Doughnut chain honors Cranston man for saving woman's life

BY BARBARA POLICHETTI

Friday, February 17, 2006

CRANSTON -- "Don't let go, I've got you."

With those words, Jay Johansen carried a woman down a smoke-filled stairway last month while fire ate away at the apartment house on Richard Street.

Johansen, 35, a state correctional officer, has been credited with saving the second-floor tenant and with rousing the other occupants and helping to shepherd them to safety in the early hours of Jan. 4.

The Cranston man's actions earned him plaudits from city fire officials and yesterday the praise was echoed by executives from Honey Dew Donuts who honored him with the corporation's new "Dew Good Award."

The award was presented to Johansen during a brief ceremony yesterday at the Honey Dew Donuts on Reservoir Avenue where Johansen usually gets his morning cup of coffee -- and where he'll never have to pay for another cup again.

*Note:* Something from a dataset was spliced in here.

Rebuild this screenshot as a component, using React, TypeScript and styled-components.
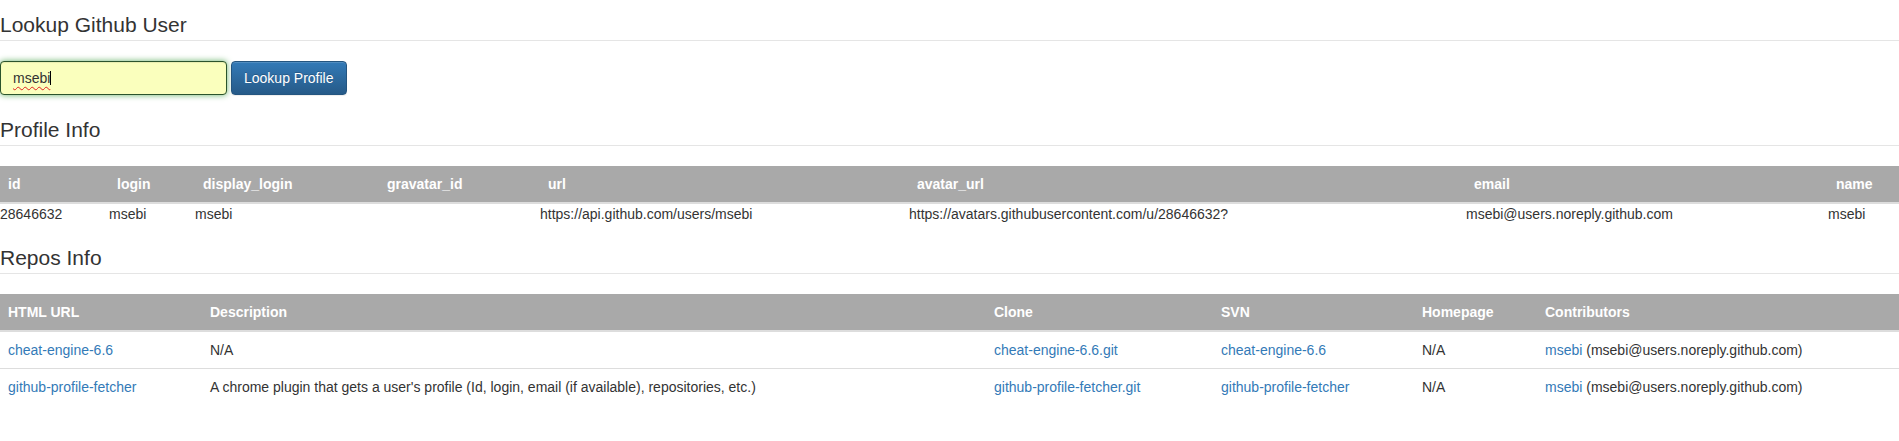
import React from "react";
import styled, { createGlobalStyle } from "styled-components";

const GlobalStyle = createGlobalStyle`
  html, body {
    margin: 0;
    padding: 0;
    background: #fff;
  }
  body {
    font-family: "Liberation Sans", Arial, Helvetica, sans-serif;
    font-size: 14px;
    line-height: 20px;
    color: #333;
  }
  * { box-sizing: border-box; }
`;

const Page = styled.main`
  display: flex;
  flex-direction: column;
  padding-top: 13px;
`;

const SectionTitle = styled.h3<{ $gap: number }>`
  margin: ${(p) => p.$gap}px 0 20px;
  padding: 0 0 4px;
  font-size: 21px;
  line-height: 23px;
  font-weight: normal;
  color: #333;
  border-bottom: 1px solid #e5e5e5;
`;

const SearchForm = styled.form`
  display: flex;
  align-items: center;
  gap: 4px;
  margin: 0;
`;

const Field = styled.div`
  display: flex;
  align-items: center;
  width: 227px;
  height: 34px;
  padding: 6px 12px;
  border: 1px solid #2b542c;
  border-radius: 4px;
  background: rgb(250, 255, 189);
  box-shadow: inset 0 1px 1px rgba(0, 0, 0, 0.075), 0 0 6px #67b168;
  color: #333;
  font-size: 14px;
  line-height: 20px;
`;

const Typed = styled.span`
  text-decoration: underline wavy #e02020;
  text-decoration-thickness: 1px;
  text-underline-offset: 3px;
  text-decoration-skip-ink: none;
`;

const Caret = styled.span`
  display: inline-block;
  width: 1px;
  height: 14px;
  margin-left: 0px;
  background: #000;
`;

const PrimaryButton = styled.button`
  height: 34px;
  padding: 6px 12px;
  border: 1px solid #245580;
  border-radius: 4px;
  background-image: linear-gradient(to bottom, #337ab7 0, #265a88 100%);
  color: #fff;
  font-family: inherit;
  font-size: 14px;
  line-height: 20px;
  text-shadow: 0 -1px 0 rgba(0, 0, 0, 0.2);
  box-shadow: inset 0 1px 0 rgba(255, 255, 255, 0.15), 0 1px 1px rgba(0, 0, 0, 0.075);
  cursor: pointer;
`;

const Table = styled.table`
  width: 100%;
  border-collapse: collapse;
  border-spacing: 0;
  table-layout: fixed;
`;

const Col = styled.col<{ $w: number }>`
  width: ${(p) => p.$w}px;
`;

const HeadCell = styled.th`
  padding: 8px;
  text-align: left;
  vertical-align: bottom;
  font-weight: bold;
  line-height: 20px;
  color: #fff;
  background: #a9a9a9;
  border-bottom: 2px solid #ddd;
  white-space: nowrap;
`;

const Cell = styled.td<{ $pad: number; $ruled?: boolean }>`
  padding: ${(p) => p.$pad}px;
  vertical-align: top;
  line-height: 20px;
  white-space: nowrap;
  border-top: ${(p) => (p.$ruled ? "1px solid #ddd" : "0")};
`;

const Link = styled.a`
  color: #337ab7;
  text-decoration: none;
`;

const profileCols = [
  { key: "id", w: 109 },
  { key: "login", w: 86 },
  { key: "display_login", w: 184 },
  { key: "gravatar_id", w: 161 },
  { key: "url", w: 369 },
  { key: "avatar_url", w: 557 },
  { key: "email", w: 362 },
  { key: "name", w: 71 },
];

const profile: Record<string, string> = {
  id: "28646632",
  login: "msebi",
  display_login: "msebi",
  gravatar_id: "",
  url: "https://api.github.com/users/msebi",
  avatar_url: "https://avatars.githubusercontent.com/u/28646632?",
  email: "msebi@users.noreply.github.com",
  name: "msebi",
};

const repoCols = [
  { label: "HTML URL", w: 202 },
  { label: "Description", w: 784 },
  { label: "Clone", w: 227 },
  { label: "SVN", w: 201 },
  { label: "Homepage", w: 123 },
  { label: "Contributors", w: 362 },
];

const repos = [
  {
    name: "cheat-engine-6.6",
    description: "N/A",
  },
  {
    name: "github-profile-fetcher",
    description:
      "A chrome plugin that gets a user's profile (Id, login, email (if available), repositories, etc.)",
  },
];

export default function App() {
  return (
    <>
      <GlobalStyle />
      <Page>
        <SectionTitle $gap={0}>Lookup Github User</SectionTitle>
        <SearchForm onSubmit={(e) => e.preventDefault()}>
          <Field role="textbox" aria-label="GitHub username">
            <Typed>msebi</Typed>
            <Caret />
          </Field>
          <PrimaryButton type="submit">Lookup Profile</PrimaryButton>
        </SearchForm>

        <SectionTitle $gap={23}>Profile Info</SectionTitle>
        <Table>
          <colgroup>
            {profileCols.map((c) => (
              <Col key={c.key} $w={c.w} />
            ))}
          </colgroup>
          <thead>
            <tr>
              {profileCols.map((c) => (
                <HeadCell key={c.key}>{c.key}</HeadCell>
              ))}
            </tr>
          </thead>
          <tbody>
            <tr>
              {profileCols.map((c) => (
                <Cell key={c.key} $pad={0}>
                  {profile[c.key]}
                </Cell>
              ))}
            </tr>
          </tbody>
        </Table>

        <SectionTitle $gap={22}>Repos Info</SectionTitle>
        <Table>
          <colgroup>
            {repoCols.map((c) => (
              <Col key={c.label} $w={c.w} />
            ))}
          </colgroup>
          <thead>
            <tr>
              {repoCols.map((c) => (
                <HeadCell key={c.label}>{c.label}</HeadCell>
              ))}
            </tr>
          </thead>
          <tbody>
            {repos.map((r, i) => (
              <tr key={r.name}>
                <Cell $pad={8} $ruled={i > 0}>
                  <Link href="#">{r.name}</Link>
                </Cell>
                <Cell $pad={8} $ruled={i > 0}>
                  {r.description}
                </Cell>
                <Cell $pad={8} $ruled={i > 0}>
                  <Link href="#">{r.name}.git</Link>
                </Cell>
                <Cell $pad={8} $ruled={i > 0}>
                  <Link href="#">{r.name}</Link>
                </Cell>
                <Cell $pad={8} $ruled={i > 0}>
                  N/A
                </Cell>
                <Cell $pad={8} $ruled={i > 0}>
                  <Link href="#">msebi</Link> (msebi@users.noreply.github.com)
                </Cell>
              </tr>
            ))}
          </tbody>
        </Table>
      </Page>
    </>
  );
}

"We're awarding him a free cup of coffee every day for life," Dick Bowen, founder, president and chief executive officer of Honey Dew said a couple of days before the ceremony.

"We had heard that he loves our coffee and wanted to make sure he is able to enjoy it, and also to stay pumped up and have the energy to do other heroic things if he has to."

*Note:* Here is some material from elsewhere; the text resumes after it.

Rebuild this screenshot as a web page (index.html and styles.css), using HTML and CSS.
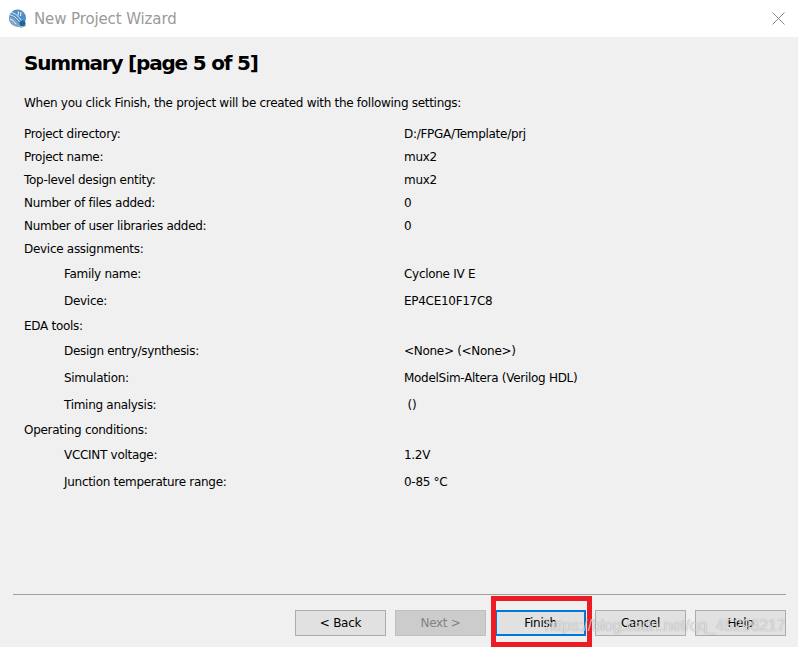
FILE: index.html
```html
<!DOCTYPE html>
<html lang="en">

<head>
  <meta charset="UTF-8">
  <title>New Project Wizard</title>
  <link rel="stylesheet" href="styles.css">
</head>

<body>
  <div class="window">
    <div class="titlebar">
      <svg class="app-icon" width="20" height="20" viewBox="0 0 20 20">
        <circle cx="9.500" cy="9" r="8.500" fill="#4f8fc6" />
        <path d="M1 8.500C4 7 7 10 9 13C10.500 15 13 16.500 16 15.500C14 17.500 11 18.500 8 17.500C3.500 16.500 .5 12.500 1 8.500Z" fill="#7fa6c6" />
        <path d="M2 6C5 6 9 9 11.500 13M3.500 3.500C7 4 10 7 13.500 11.500M2 10C4 10.500 6 12.500 8 15" stroke="#e6eef5" stroke-width="1" fill="none" />
        <path d="M10.500 2.500L10 6.500M13 3L12.500 7" stroke="#ffffff" stroke-width="1" fill="none" />
        <circle cx="14.500" cy="14.500" r="3" fill="#17679f" />
        <path d="M12 18.500L18 16.500" stroke="#9a9a9a" stroke-width="1" />
      </svg>
      <span class="title">New Project Wizard</span>
      <svg class="close" width="13" height="13" viewBox="0 0 13 13">
        <path d="M.5.5L12.500 12.500M12.500.5L.5 12.500" stroke="#8a8a8a" stroke-width="1" fill="none" />
      </svg>
    </div>

    <div class="content">
      <h1>Summary [page 5 of 5]</h1>
      <p class="intro">When you click Finish, the project will be created with the following settings:</p>

      <div class="settings">
        <div class="row"><span>Project directory:</span><span>D:/FPGA/Template/prj</span></div>
        <div class="row"><span>Project name:</span><span>mux2</span></div>
        <div class="row"><span>Top-level design entity:</span><span>mux2</span></div>
        <div class="row"><span>Number of files added:</span><span>0</span></div>
        <div class="row"><span>Number of user libraries added:</span><span>0</span></div>
        <div class="row"><span>Device assignments:</span></div>
        <div class="row sub"><span>Family name:</span><span>Cyclone IV E</span></div>
        <div class="row sub"><span>Device:</span><span>EP4CE10F17C8</span></div>
        <div class="row"><span>EDA tools:</span></div>
        <div class="row sub"><span>Design entry/synthesis:</span><span>&lt;None&gt; (&lt;None&gt;)</span></div>
        <div class="row sub"><span>Simulation:</span><span>ModelSim-Altera (Verilog HDL)</span></div>
        <div class="row sub"><span>Timing analysis:</span><span>&nbsp;()</span></div>
        <div class="row"><span>Operating conditions:</span></div>
        <div class="row sub"><span>VCCINT voltage:</span><span>1.2V</span></div>
        <div class="row sub"><span>Junction temperature range:</span><span>0-85 °C</span></div>
      </div>
    </div>

    <div class="footer">
      <button class="btn">&lt; Back</button>
      <button class="btn" disabled>Next &gt;</button>
      <button class="btn btn-default">Finish</button>
      <button class="btn">Cancel</button>
      <button class="btn">Help</button>
    </div>

    <div class="highlight"></div>
    <div class="watermark">https://blog.csdn.net/qq_45296217</div>
  </div>
</body>

</html>
```

FILE: styles.css
```css
body,
h1,
p {
  margin: 0;
  padding: 0;
}
body {
  font-family: "DejaVu Sans", sans-serif;
  font-size: 12px;
  letter-spacing: -0.29px;
  color: #000;
  background-color: #f0f0f0;
}
.window {
  position: relative;
  display: flex;
  flex-direction: column;
  width: 798px;
  height: 647px;
  overflow: hidden;
}
.titlebar {
  display: flex;
  align-items: center;
  height: 37px;
  padding: 0 13px 0 8px;
  background-color: #fff;
}
.app-icon {
  margin-right: 6px;
}
.title {
  font-size: 15px;
  letter-spacing: -0.12px;
  color: #9a9a9a;
}
.close {
  margin-left: auto;
}
.content {
  flex: 1;
  padding: 0 24px;
}
h1 {
  margin-top: 13px;
  line-height: 26px;
  font-size: 20px;
  letter-spacing: -1.2px;
  font-weight: bold;
}
.intro {
  margin-top: 19px;
  line-height: 16px;
}
.settings {
  margin-top: 11px;
}
.row {
  display: grid;
  grid-template-columns: 380px 1fr;
  align-items: center;
  height: 23px;
}
.sub {
  grid-template-columns: 340px 1fr;
  height: 27px;
  padding-left: 40px;
}
.footer {
  display: flex;
  gap: 9px;
  justify-content: flex-end;
  height: 53px;
  margin: 0 12px 0 13px;
  padding-top: 15px;
  box-sizing: border-box;
  border-top: 1px solid #a0a0a0;
}
.btn {
  width: 91px;
  height: 26px;
  padding: 0;
  font: inherit;
  letter-spacing: inherit;
  color: #000;
  background-color: #e1e1e1;
  border: 1px solid #adadad;
}
.btn:disabled {
  color: #838383;
  background-color: #cccccc;
  border-color: #bfbfbf;
}
.btn-default {
  border: 2px solid #0078d7;
}
.highlight {
  position: absolute;
  left: 491px;
  top: 596px;
  width: 101px;
  height: 51px;
  box-sizing: border-box;
  border: 5px solid #ed1c24;
}
.watermark {
  position: absolute;
  left: 545px;
  top: 617px;
  font-family: "Liberation Sans", sans-serif;
  font-size: 15.7px;
  letter-spacing: 0;
  color: rgba(255, 255, 255, .7);
  text-shadow: 0 0 1px rgba(0, 0, 0, .4);
}
```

Bowen said that Honey Dew, based in Plainville, Mass., and has about 150 franchise stores in New England, established the Dew Good Award about four months ago at the suggestion of a staff member.Johansen is the second honoree, he said. The first was a man who jumped into a pond in Massachusetts to save a woman from drowning.

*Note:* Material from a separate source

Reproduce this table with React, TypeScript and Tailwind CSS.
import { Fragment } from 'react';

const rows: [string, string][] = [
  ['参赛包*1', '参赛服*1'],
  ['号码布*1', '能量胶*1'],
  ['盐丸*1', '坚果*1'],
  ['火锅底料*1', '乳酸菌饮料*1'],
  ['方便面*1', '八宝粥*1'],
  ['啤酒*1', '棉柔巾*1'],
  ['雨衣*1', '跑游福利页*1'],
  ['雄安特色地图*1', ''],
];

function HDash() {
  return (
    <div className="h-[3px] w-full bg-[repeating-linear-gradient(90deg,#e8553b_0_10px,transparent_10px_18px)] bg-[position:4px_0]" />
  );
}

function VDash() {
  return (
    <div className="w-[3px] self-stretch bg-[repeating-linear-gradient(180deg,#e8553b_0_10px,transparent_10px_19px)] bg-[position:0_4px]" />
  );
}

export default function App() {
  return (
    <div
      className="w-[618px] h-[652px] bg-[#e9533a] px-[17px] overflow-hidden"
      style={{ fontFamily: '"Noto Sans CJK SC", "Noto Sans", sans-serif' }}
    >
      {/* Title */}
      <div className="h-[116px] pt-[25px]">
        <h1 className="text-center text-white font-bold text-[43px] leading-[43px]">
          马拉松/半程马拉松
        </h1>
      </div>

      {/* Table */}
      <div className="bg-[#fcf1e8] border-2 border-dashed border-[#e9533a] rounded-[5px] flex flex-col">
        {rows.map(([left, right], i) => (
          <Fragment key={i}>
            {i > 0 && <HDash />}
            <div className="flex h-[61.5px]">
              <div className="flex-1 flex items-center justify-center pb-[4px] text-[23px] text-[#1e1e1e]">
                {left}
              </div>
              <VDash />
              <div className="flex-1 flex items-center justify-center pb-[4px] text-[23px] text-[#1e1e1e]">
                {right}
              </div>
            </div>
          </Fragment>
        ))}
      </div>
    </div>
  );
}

"These first two awards are being given to people who have done truly exceptional things and gone way beyond the call of duty," Bowen said. "But we also envision future awards given to people who make a difference in other ways too, such as a school teacher or a coach."

Johansen's heroism was underscored yesterday when James Gumbley, Cranston's interim fire chief, brought a tape of the 911 phone call that Johansen had made the night of the fire.

Johansen had not disconnected the call to emergency headquarters when he tried to get people out of the Richard Street house and then fought his way through black smoke to get to the woman who lived on the second floor.

"Get out! Come, on, get out of the house now!," Johansen can be heard yelling as he ran around the house in the city's Auburn neighborhood.

He repeatedly tried to coax the second-floor tenant, whom officials did not identify, down the stairway. Then there are sounds of Johansen struggling for breath and gagging and coughing as he enters the building and struggles to find his way up the stairs.

In the background, there is the high-pitched sound of smoke detectors and the voice of a woman sobbing, "Oh my God, Oh my God."

Both of them are choking and coughing as Johansen is heard bringing her down the stairs.

"I'm looking forward to meeting Mr. Johansen," Bowen said. "I just want to shake his hand and say that, since we do business in Cranston, I'm happy as heck that he's here."